While much of Western Europe is currently experiencing bitterly cold temperatures, courtesy of a cold front from Russia dubbed ‘the beast from the East’, parts of the Arctic are in the grip of a record-breaking warm spell. These phenomena have prompted much debate between scientists and climate change campaigners, as well as casual observers, but what do we actually know about this extreme weather and is there a link between the two events?
The Arctic region has now been experiencing historic warm temperatures for more than four months. At Cape Morris Jesup, which is 450 miles from the North Pole and Greenland’s northernmost point, an air temperature of 43 degrees Fahrenheit was recorded last weekend, which is more than 50 degrees above normal for this time of the year. Similarly, Station Nord, a scientific research station in Greenland nearly 200 miles to the southeast, recorded temperatures of about 36.5 degrees Fahrenheit.
While climate scientists have confirmed that there have been similar events across the Arctic in the past, the intensity of the warmth currently being experienced is unusual. Commenting on the significant shift from normal temperatures, Zachary Labe, a sea-ice researcher at the University of California at Irvine said it was “One of the largest departures on record.”

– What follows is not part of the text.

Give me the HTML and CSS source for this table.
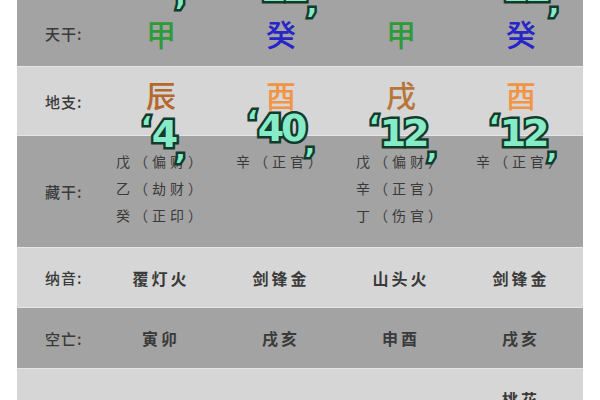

And this isn’t the only anomaly presently affecting the Arctic. At this time of year, the region’s ocean should be covered in sea-ice. But for the fourth year in a row, there is set to be another all time low for the amount of ice recorded.
While the Arctic is experiencing this period of almost unprecedented warmth, Western Europe has been shivering with record-breaking cold temperatures, and significant snowfall has been recorded in many cities, including London, Rome and Paris. But as to whether these two events are related, Meteorologists cannot be sure. Labe is on record as saying that the “blocking pattern” caused by cold air over Scandinavia “certainly played a significant role for this warm air to intrude into the Arctic”, but other contributing factors are the low Arctic sea-ice, which probably allowed an already warm region to heat up even more, an as yet to be explained sudden warming of the stratosphere several weeks ago, which would tend to rearrange warm and cold air masses, and then there’s climate change.
Climate change is slowly raising the planet’s temperature, and the recent Arctic warming highlights two of the most significant aspects of global warming. Firstly, and according to a recent U.S. government report, warming in the Arctic is outpacing the rest of the world. And secondly, a shift in temperature of just several degrees can have a marked impact on the environment, and the difference between solid sheets of sea-ice and a free-flowing ocean.
While the scientific community doesn’t currently view these unseasonal spikes in temperature as the new normal, at least without much more data, whether a blip or future firm fixture, many have expressed their disbelief at the current Arctic temperatures and the state of the sea-ice. “This is a crazy winter,” said Alek Petty, a climate scientist at NASA, in an interview with the Washington Post. “I don’t think we’re sensationalizing it.”